During the 2010 HIT Internship programs in Papua New Guinea, Ecuador, and Mongolia, the Trust stewardship expanded both in size and scope. In 2009, the Qaqet communities contributed the first trust items to the world by means of the HIT. Their debut on the world stage was disseminated around the world reaching Parliaments in Europe and Asia, was studied by policy-makers in South America and Africa, and served to coalesce economic engagement conversations from New York to Auckland. Over twenty items were included in the first Trust.

It is worth demonstrating an example of the global consequence of the HIT framework evidenced in this year’s experience. Christmas Maradei, a member of the Anesmetki village near Raunsepna added a cooking method to the 2009 HIT. In her teaching, she described the process of taking stones (usually river-rounded volcanic stones about the size of a softball), heating them in a wood fire and then layering them with uncooked vegetables and meats. The stones and food are sealed under leaves and cloths to steam
cook the food (Heritable Innovation Trust – East New Britain – Summer 2009, pages 40-41). This year, Enkhbayar, a nomadic horse herder in Arkhanghai Province in Mongolia (at 47º 30’ N; 101º 54’ E) demonstrated the same process. Identical stones were heated in a wood fire, placed with fresh food and sealed – this time in an aluminum pressure cooker pot rather than a leaf and burlap covered mumu. During the teaching in Mongolia, we immediately shared the similarity in processes between the two communities’ approaches. However, after the food was cooked, we learned about an additional Trust item (which we shared with the Papua New Guinea communities one week later). The heated stones were removed from the cooking pot and handed – still scalding – to each guest who, for 30 seconds, tossed the stones from hand to hand to disinfect hands before eating. This simple example shows how the knowledge to knowledge exchange opened a dimension that facilitated a transfer of well-being to the Papua New Guinea community from Mongolia.

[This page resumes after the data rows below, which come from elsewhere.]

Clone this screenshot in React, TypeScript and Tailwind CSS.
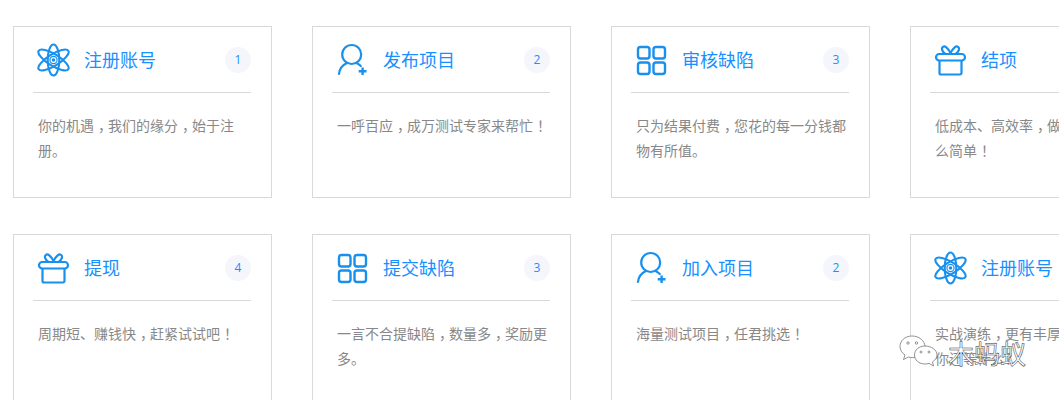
import React from 'react';

const AtomIcon = () => (
  <svg viewBox="0 0 36 36" className="w-9 h-9 shrink-0" fill="none" stroke="#1890ee" strokeWidth="2.1">
    <ellipse cx="18.5" cy="18" rx="5.8" ry="15.5" />
    <ellipse cx="18.5" cy="18" rx="5.8" ry="17.5" transform="rotate(58 18.5 18)" />
    <ellipse cx="18.5" cy="18" rx="5.8" ry="17.5" transform="rotate(-58 18.5 18)" />
    <circle cx="18.5" cy="18" r="3.6" strokeWidth="1.2" />
    <circle cx="18.5" cy="18" r="1.8" fill="#1890ee" stroke="none" />
  </svg>
);

const UserPlusIcon = () => (
  <svg viewBox="0 0 36 36" className="w-9 h-9 shrink-0" fill="none" stroke="#1890ee" strokeWidth="2.2" strokeLinecap="round">
    <circle cx="17.7" cy="12.5" r="9.5" />
    <path d="M5 32 C5.5 27 8.5 23 12.5 21.2" />
    <path d="M22.5 21 C24.2 21.8 25.6 22.8 26.8 24" />
    <path d="M24.7 29.2 H32.5 M28.6 25.4 V33" strokeLinecap="butt" strokeWidth="2.4" />
  </svg>
);

const GridIcon = () => (
  <svg viewBox="0 0 36 36" className="w-9 h-9 shrink-0" fill="none" stroke="#1890ee" strokeWidth="2.4">
    <rect x="5" y="5" width="11.5" height="11.5" rx="2.5" />
    <rect x="20.5" y="5" width="11.5" height="11.5" rx="2.5" />
    <rect x="5" y="20.5" width="11.5" height="11.5" rx="2.5" />
    <rect x="20.5" y="20.5" width="11.5" height="11.5" rx="2.5" />
  </svg>
);

const GiftIcon = () => (
  <svg viewBox="0 0 36 36" className="w-9 h-9 shrink-0" fill="none" stroke="#1890ee" strokeWidth="2.2" strokeLinejoin="round">
    <rect x="4" y="12" width="29" height="6.5" rx="3.2" />
    <path d="M7.5 18.5 V31 a1.5 1.5 0 0 0 1.5 1.5 H28 a1.5 1.5 0 0 0 1.5 -1.5 V18.5" />
    <path d="M18.5 11 C16 6 13 3.500 11 4.800 C9 6.200 10 10 13.500 12" />
    <path d="M18.5 11 C21 6 24 3.500 26 4.800 C28 6.200 27 10 23.500 12" />
  </svg>
);

const WeChatMark = () => (
  <svg viewBox="0 0 40 34" className="w-10 h-[34px]" fill="#fff" stroke="#777777" strokeWidth="0.8">
    <path d="M13 1 C6 1 1 5.800 1 11.500 C1 15 3 18 6 20 L4.500 24.500 L9.500 22 C11 22.500 12 22.600 13.500 22.600 C20.500 22.600 26 17.800 26 11.800 C26 5.800 20 1 13 1 Z" />
    <path d="M26 11 C20 11 15.500 15 15.500 20 C15.500 25 20 29 26 29 C27.500 29 28.500 28.800 30 28.400 L34.500 31 L33.500 26.800 C36.500 25 38 22.500 38 20 C38 15 32.500 11 26 11 Z" />
    <circle cx="9" cy="8" r="1.200" />
    <circle cx="17.500" cy="8" r="1.200" />
    <circle cx="22" cy="17" r="1" />
    <circle cx="30" cy="17" r="1" />
  </svg>
);

type Step = { icon: React.ReactNode; title: string; num: number; desc: string };

const steps: Step[] = [
  { icon: <AtomIcon />, title: '注册账号', num: 1, desc: '你的机遇，我们的缘分，始于注册。' },
  { icon: <UserPlusIcon />, title: '发布项目', num: 2, desc: '一呼百应，成万测试专家来帮忙！' },
  { icon: <GridIcon />, title: '审核缺陷', num: 3, desc: '只为结果付费，您花的每一分钱都物有所值。' },
  { icon: <GiftIcon />, title: '结项', num: 4, desc: '低成本、高效率，做测试原来是这么简单！' },
  { icon: <GiftIcon />, title: '提现', num: 4, desc: '周期短、赚钱快，赶紧试试吧！' },
  { icon: <GridIcon />, title: '提交缺陷', num: 3, desc: '一言不合提缺陷，数量多，奖励更多。' },
  { icon: <UserPlusIcon />, title: '加入项目', num: 2, desc: '海量测试项目，任君挑选！' },
  { icon: <AtomIcon />, title: '注册账号', num: 1, desc: '实战演练，更有丰厚奖金大礼包，你还等什么？' },
];

// the reference font centres ，and ！ in their cell, Noto SC sets them to the left
const Desc: React.FC<{ text: string }> = ({ text }) => (
  <>
    {text.split(/([，！])/).map((part, i) =>
      part === '，' || part === '！' ? (
        <span key={i} className="relative left-[4px]">{part}</span>
      ) : (
        part
      ),
    )}
  </>
);

const StepCard: React.FC<{ step: Step }> = ({ step }) => (
  <div className="h-[172px] border border-[#d9d9d9] bg-white pl-[19px] pr-[20px]">
    <div className="flex h-[66px] items-center border-b border-[#d9d9d9] pl-[2px]">
      <div className="w-[49px] shrink-0">{step.icon}</div>
      <h3 className="flex-1 pb-[1px] text-[18px] leading-[26px] font-normal text-[#1890ff]">{step.title}</h3>
      <span className="flex h-[26px] w-[26px] items-center justify-center rounded-full bg-[#f5f6fb] text-[12px] text-[#1890ff] font-['Open_Sans',sans-serif]">
        {step.num}
      </span>
    </div>
    <p className="pl-[5px] pt-[20px] text-[14px] leading-[25px] text-[#888888]">
      <Desc text={step.desc} />
    </p>
  </div>
);

export default function App() {
  return (
    <div className="relative h-[400px] w-[1059px] overflow-hidden bg-white font-['Noto_Sans_CJK_SC','Noto_Sans',sans-serif]">
      <div className="grid w-[1300px] grid-cols-[repeat(4,259px)] gap-x-10 gap-y-9 pl-[13px] pt-[26px]">
        {steps.map((step, i) => (
          <StepCard key={i} step={step} />
        ))}
      </div>

      {/* watermark */}
      <div className="absolute left-[899px] top-[335px] flex items-start">
        <WeChatMark />
        <span className="ml-[9px] mt-[2px] text-[26px] leading-[32px] text-white [-webkit-text-stroke:0.5px_#333333]">木蚂蚁</span>
      </div>
    </div>
  );
}
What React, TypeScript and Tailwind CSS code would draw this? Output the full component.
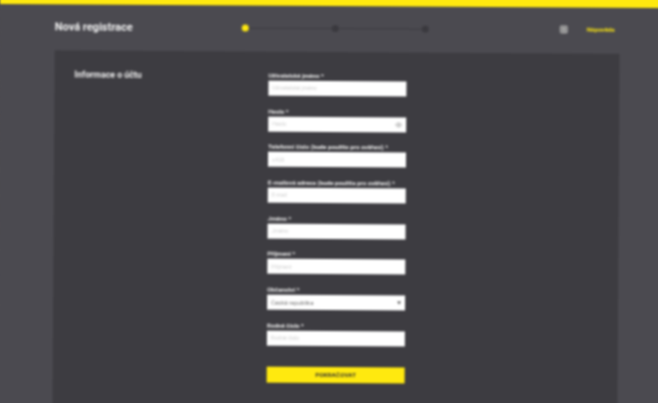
import { Eye, MessageSquare } from "lucide-react";

const fields = [
  { label: "Uživatelské jméno *", ph: "Uživatelské jméno" },
  { label: "Heslo *", ph: "Heslo", eye: true },
  { label: "Telefonní číslo (bude použito pro ověření) *", ph: "+420" },
  { label: "E-mailová adresa (bude použita pro ověření) *", ph: "E-mail" },
  { label: "Jméno *", ph: "Jméno" },
  { label: "Příjmení *", ph: "Příjmení" },
  { label: "Občanství *", ph: "Česká republika", select: true },
  { label: "Rodné číslo *", ph: "Rodné číslo" },
];

export default function App() {
  return (
    <div className="w-[658px] h-[403px] overflow-hidden bg-[#4b4a50] font-['Roboto',sans-serif]">
      <div className="w-[680px] h-[430px] -mt-[10px] bg-[#4b4a50] origin-top-left rotate-[0.35deg] blur-[0.85px]">
        <div className="h-[14px] bg-[#ffe90f]" />
        <div className="h-[46px] pl-[55px] flex items-center pb-[2px]">
          <div className="w-[187px] text-[11px] font-bold text-[#f2f2f2] leading-none">Nová registrace</div>
          <div className="w-[7px] h-[7px] rounded-full bg-[#ffe90f]" />
          <div className="w-[83px] h-px bg-[#3d3c41]" />
          <div className="w-[7px] h-[7px] rounded-full bg-[#3a393e]" />
          <div className="w-[83px] h-px bg-[#3d3c41]" />
          <div className="w-[7px] h-[7px] rounded-full bg-[#3a393e]" />
          <div className="ml-[131px] w-[8px] h-[8px] rounded-[2px] bg-[#aaaaaa] flex items-center justify-center">
            <MessageSquare size={6} className="text-[#444444]" />
          </div>
          <div className="ml-[19px] text-[6.2px] font-bold text-[#ffe90f] leading-none">Nápověda</div>
        </div>
        <div className="ml-[55px] w-[565px] h-[370px] bg-[#3d3c41] flex pl-[20px] pt-[19px]">
          <div className="w-[194px] text-[8.8px] font-bold text-[#f2f2f2] leading-[11px]">Informace o účtu</div>
          <div className="w-[138px] flex flex-col gap-[12.7px] pt-[2px]">
            {fields.map((f) => (
              <div key={f.label} className="flex flex-col">
                <div className="text-[6.2px] font-bold text-[#f0f0f0] leading-[7px] mb-[1px] whitespace-nowrap">{f.label}</div>
                <div className="h-[15px] bg-white flex items-center justify-between px-[4px]">
                  <span className={f.select ? "text-[6px] text-[#777777]" : "text-[5.5px] text-[#cfcfcf]"}>{f.ph}</span>
                  {f.eye && <Eye size={7} className="text-[#888888]" />}
                  {f.select && <div className="w-0 h-0 border-x-[2px] border-x-transparent border-t-[3px] border-t-[#555555]" />}
                </div>
              </div>
            ))}
            <button className="mt-[8px] h-[16px] bg-[#ffe90f] text-[6px] font-bold text-[#333333] tracking-[0.2px]">POKRAČOVAT</button>
          </div>
        </div>
      </div>
    </div>
  );
}
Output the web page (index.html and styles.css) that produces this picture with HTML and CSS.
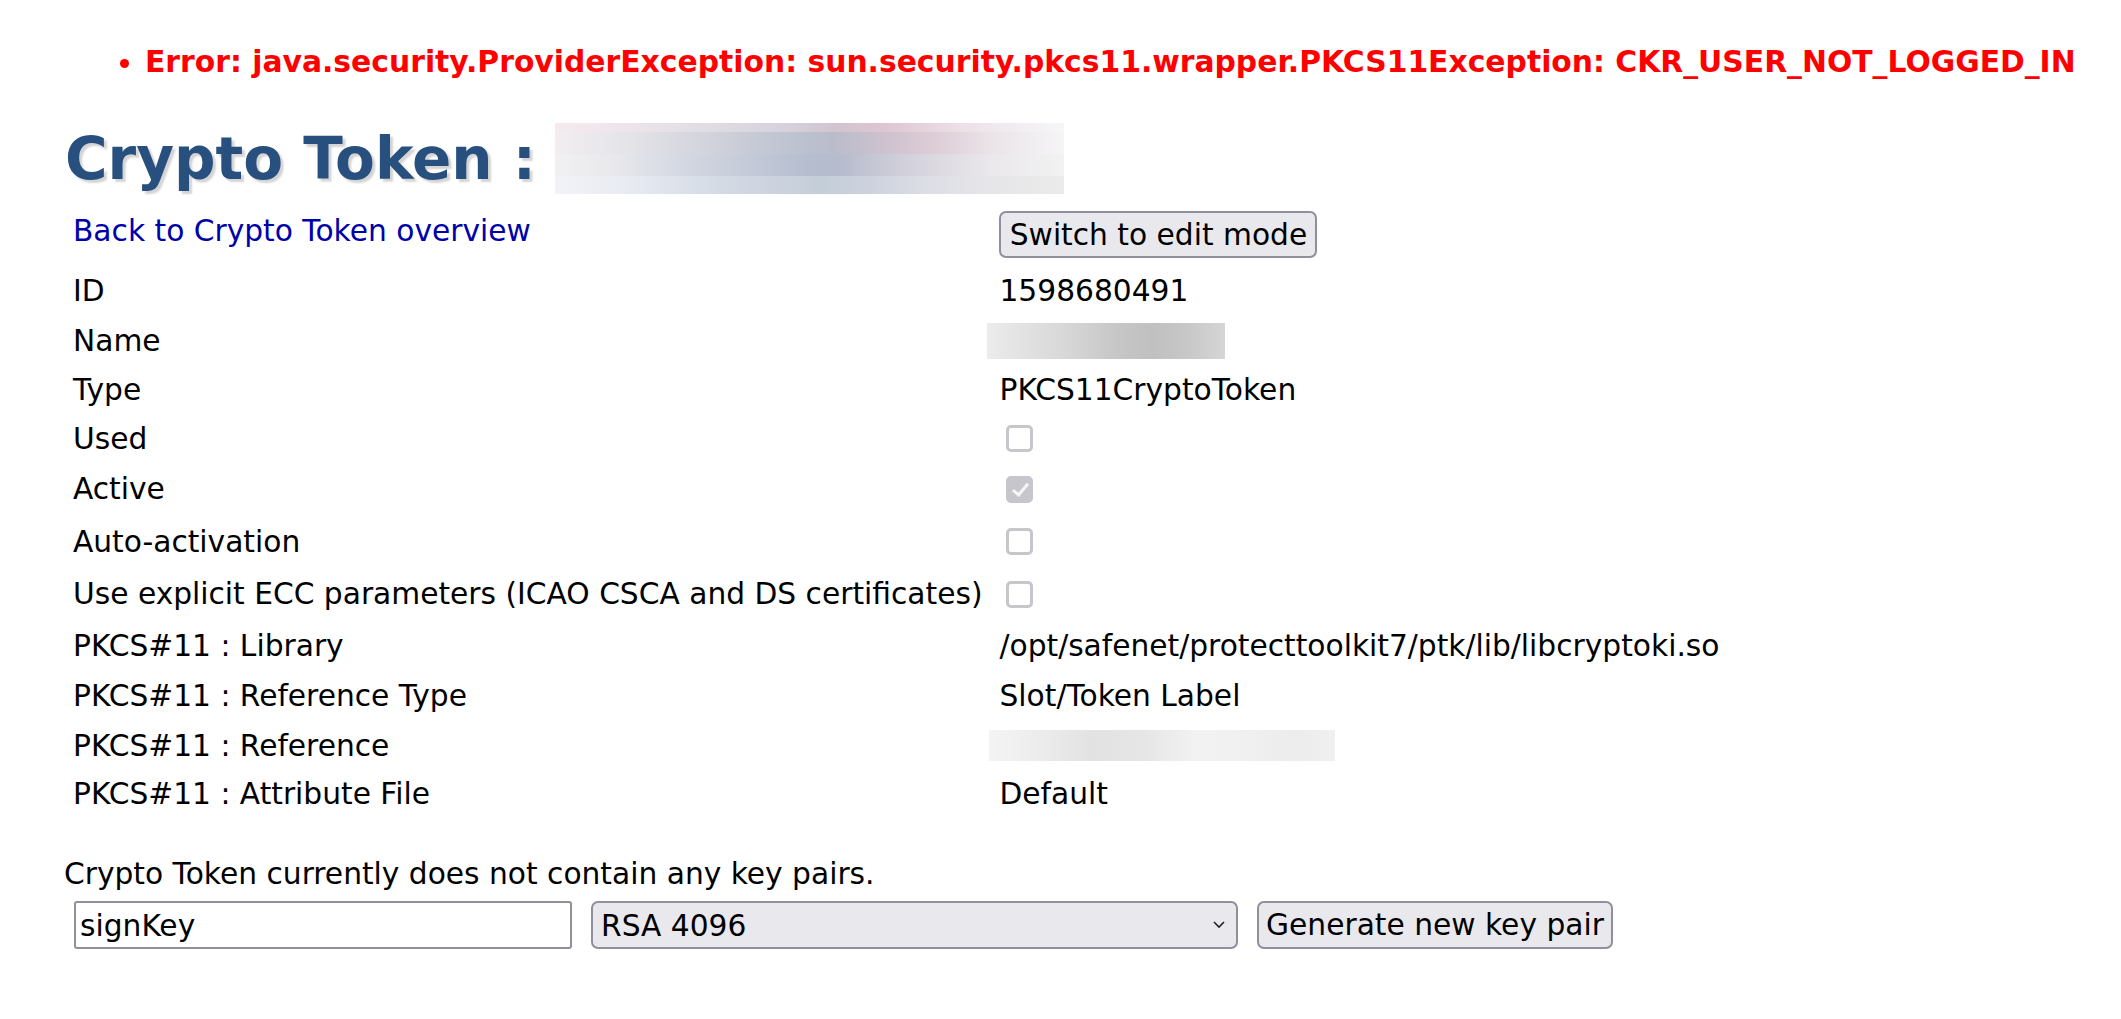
FILE: index.html
```html
<!DOCTYPE html>
<html lang="en">
<head>
<meta charset="utf-8">
<title>Crypto Token</title>
<link rel="stylesheet" href="styles.css">
</head>
<body>
<div class="page">
  <ul class="errors">
    <li>Error: java.security.ProviderException: sun.security.pkcs11.wrapper.PKCS11Exception: CKR_USER_NOT_LOGGED_IN</li>
  </ul>

  <h1 class="title"><span class="title-text">Crypto Token :</span><span class="blur blur-title"></span></h1>

  <div class="details">
    <div class="label first"><a class="back" href="#">Back to Crypto Token overview</a></div>
    <div class="value first"><button class="btn btn-edit" type="button">Switch to edit mode</button></div>

    <div class="label">ID</div>
    <div class="value">1598680491</div>

    <div class="label">Name</div>
    <div class="value"><span class="blur blur-name"></span></div>

    <div class="label">Type</div>
    <div class="value">PKCS11CryptoToken</div>

    <div class="label">Used</div>
    <div class="value"><span class="check"></span></div>

    <div class="label">Active</div>
    <div class="value"><span class="check checked"></span></div>

    <div class="label">Auto-activation</div>
    <div class="value"><span class="check"></span></div>

    <div class="label">Use explicit ECC parameters (ICAO CSCA and DS certificates)</div>
    <div class="value"><span class="check"></span></div>

    <div class="label">PKCS#11 : Library</div>
    <div class="value">/opt/safenet/protecttoolkit7/ptk/lib/libcryptoki.so</div>

    <div class="label">PKCS#11 : Reference Type</div>
    <div class="value">Slot/Token Label</div>

    <div class="label">PKCS#11 : Reference</div>
    <div class="value"><span class="blur blur-ref"></span></div>

    <div class="label">PKCS#11 : Attribute File</div>
    <div class="value">Default</div>
  </div>

  <p class="note">Crypto Token currently does not contain any key pairs.</p>

  <form class="keygen" action="#">
    <input class="field" type="text" value="signKey">
    <div class="select-wrap">
      <select class="select">
        <option>RSA 4096</option>
      </select>
      <svg class="chev" width="14" height="10" viewBox="0 0 14 10"><path d="M2 2 L7 7 L12 2" fill="none" stroke="#222" stroke-width="1.6"/></svg>
    </div>
    <button class="btn btn-gen" type="button">Generate new key pair</button>
  </form>
</div>
</body>
</html>
```

FILE: styles.css
```css
html, body {
  margin: 0;
  padding: 0;
  background: #ffffff;
}

body {
  font-family: "DejaVu Sans", Verdana, sans-serif;
  font-size: 29.7px;
  color: #000000;
}

.page {
  padding: 0 0 0 64px;
}

.errors {
  margin: 0;
  padding: 44px 0 0 81px;
  list-style: disc;
  color: #ff0000;
  font-weight: bold;
  font-size: 29.8px;
  line-height: 36px;
}

.title {
  display: flex;
  align-items: center;
  margin: 43px 0 0 1px;
  height: 71px;
  font-size: 58px;
  font-weight: bold;
  color: #28507f;
  text-shadow: 3px 3px 2px #d4d4d4;
}

.title-text {
  margin-right: 19px;
}

.blur {
  display: inline-block;
}

.blur-title {
  width: 509px;
  height: 71px;
  background:
    linear-gradient(90deg, #f5eaee 0%, #ede4ea 15%, #e0dce4 30%, #d6d2dc 45%, #d1c4d0 55%, #ddc6d0 65%, #ede0e6 80%, #f2eef2 92%, #f6f6f7 100%) 0 0 / 100% 9px no-repeat,
    linear-gradient(90deg, #f2edf1 0%, #e6e6ea 12%, #d8d8e0 25%, #c8cbd6 38%, #bcc2d0 48%, #bbbccb 55%, #cdc1ce 64%, #dcccd6 74%, #ebe4e9 86%, #f5f5f6 100%) 0 9px / 100% 22px no-repeat,
    linear-gradient(90deg, #f1f1f3 0%, #e8e8ec 12%, #d4d8e2 25%, #c4cad8 38%, #b5bdcf 50%, #b6bccd 56%, #ccccd8 66%, #dedae2 76%, #ebe8ec 86%, #f2f2f2 100%) 0 31px / 100% 22px no-repeat,
    linear-gradient(90deg, #f2f3f7 0%, #e8ebf2 14%, #d8dee8 28%, #cdd4df 42%, #c4ced9 52%, #cdd2de 62%, #dedfe6 74%, #e6e6e9 86%, #ebebeb 100%) 0 53px / 100% 18px no-repeat;
}

.blur-name {
  width: 238px;
  height: 36px;
  margin-left: -12px;
  background: linear-gradient(90deg, #ececec 0%, #e2e2e2 15%, #d6d6d6 35%, #c6c6c6 55%, #c0c0c0 70%, #c8c8c8 85%, #d6d6d6 100%);
}

.blur-ref {
  width: 346px;
  height: 31px;
  margin-left: -10px;
  background: linear-gradient(90deg, #f4f4f4 0%, #ececec 15%, #e2e2e2 30%, #e6e6e6 45%, #f2f2f2 60%, #f0f0f0 75%, #ececec 88%, #f0f0f0 100%);
}

.details {
  display: grid;
  grid-template-columns: max-content 1fr;
  grid-template-rows: 60px 50px 50px 48px 49px 52px 53px 52px 51px 50px 49px 48px;
  column-gap: 17px;
  margin: 12px 0 0 9px;
  line-height: 34px;
}

.label, .value {
  display: flex;
  align-items: center;
  white-space: nowrap;
}

.label.first {
  align-items: flex-start;
  padding-top: 8px;
}

.value.first {
  align-items: flex-start;
  padding-top: 5px;
}

.back {
  color: #0000aa;
  text-decoration: none;
}

.btn {
  font-family: "DejaVu Sans", Verdana, sans-serif;
  font-size: 29.7px;
  color: #000000;
  background: #e9e9ed;
  border: 2px solid #8f8f9d;
  border-radius: 7px;
  padding: 0 6px;
  line-height: 34px;
  white-space: nowrap;
}

.btn-edit {
  height: 47px;
  width: 318px;
}

.check {
  display: inline-block;
  box-sizing: border-box;
  width: 27px;
  height: 27px;
  margin-left: 7px;
  border: 3px solid #c6c6cc;
  border-radius: 5px;
  background: #ffffff;
  position: relative;
}

.check.checked {
  background: #c6c6cc;
}

.check.checked::after {
  content: "";
  position: absolute;
  left: 7px;
  top: 1px;
  width: 6px;
  height: 13px;
  border-right: 3px solid #f6f6f6;
  border-bottom: 3px solid #f6f6f6;
  transform: rotate(40deg);
}

.note {
  margin: 39px 0 0 0;
  line-height: 34px;
}

.keygen {
  display: flex;
  align-items: center;
  gap: 19px;
  margin: 10px 0 0 10px;
}

.field {
  box-sizing: border-box;
  width: 498px;
  height: 48px;
  font-family: "DejaVu Sans", Verdana, sans-serif;
  font-size: 29.7px;
  color: #000000;
  border: 2px solid #8f8f9d;
  border-radius: 3px;
  padding: 0 4px;
  background: #ffffff;
}

.select-wrap {
  position: relative;
  width: 647px;
  height: 48px;
}

.select {
  -webkit-appearance: none;
  appearance: none;
  box-sizing: border-box;
  width: 100%;
  height: 48px;
  font-family: "DejaVu Sans", Verdana, sans-serif;
  font-size: 29.7px;
  color: #000000;
  background: #e9e9ed;
  border: 2px solid #8f8f9d;
  border-radius: 7px;
  padding: 0 8px;
}

.chev {
  position: absolute;
  right: 12px;
  top: 19px;
}

.btn-gen {
  box-sizing: border-box;
  height: 48px;
  width: 356px;
  padding: 0 4px;
}
```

Isolation, in most instances, is created by opacity in awareness and information. People can perceive themselves to be “alone” in dealing with challenges. This perception leads to considerable inefficiencies. Both challenges and opportunities are seen as individual. This, in turn, presents the basis for an illusion of innovation. Many “discoveries” or “inventions” are neither new nor novel. In fact, they are simply efforts, in a new context, aiming to solve the same problem that was manifest elsewhere. While one can argue that this redundancy in research, analysis and problem solving helps communities evolve, in a market-based proprietary world, it feeds an illusion of ideas becoming property. However, in the example above it is clear that communities separated by over 5,000 miles and millennia both found that the same volcanic river stones were ideal for cooking. They found that super-heating stones in a wood fire until the stones take on the same color is the perfect temperature with which to cook raw food. They found that food, prepared in this fashion, is best steamed. It would be illogical to ascribe “ownership” of these ideas to one community at the express ignorance of the other. In the HIT, the ability to link Trust items by their borderless similarity actually creates improbable linkages which can serve as immediate connections for collaboration. Over the longer horizon, these observations can serve to aggregate like-minded communities to collaborate on new challenges as behavioral patterns evidence a cultural and contextual similarity.

As you review this year’s Heritable Innovation Trust - 2010, you are immediately receiving an Integrally Accounted investment. The communities of Ecuador, Mongolia and Papua New Guinea have decided that you are a person or community into which they would like to invest some of their knowledge. Pursuant to the Trust, you are obliged to communicate knowledge back to build the first step of the fortuitous cycle. However, this is not the end but rather just the beginning. From this first step of knowledge exchange, the diversity of engagement can move – as it did in Mongolia – to well-being. You may have technology, custom, or money that you can bring to bear to make an engagement grow. On one level, you are being invited to participate. On a deeper level, something more profound is possible. That is you are entering an accountable obligation to engage in a more thoughtful manner where by virtue of your participation, you are evidencing a new form of social consciousness. You are playing your part in manifesting
a system that strives to reciprocate network exchanges that benefit all stakeholders on a human and ecosystem level.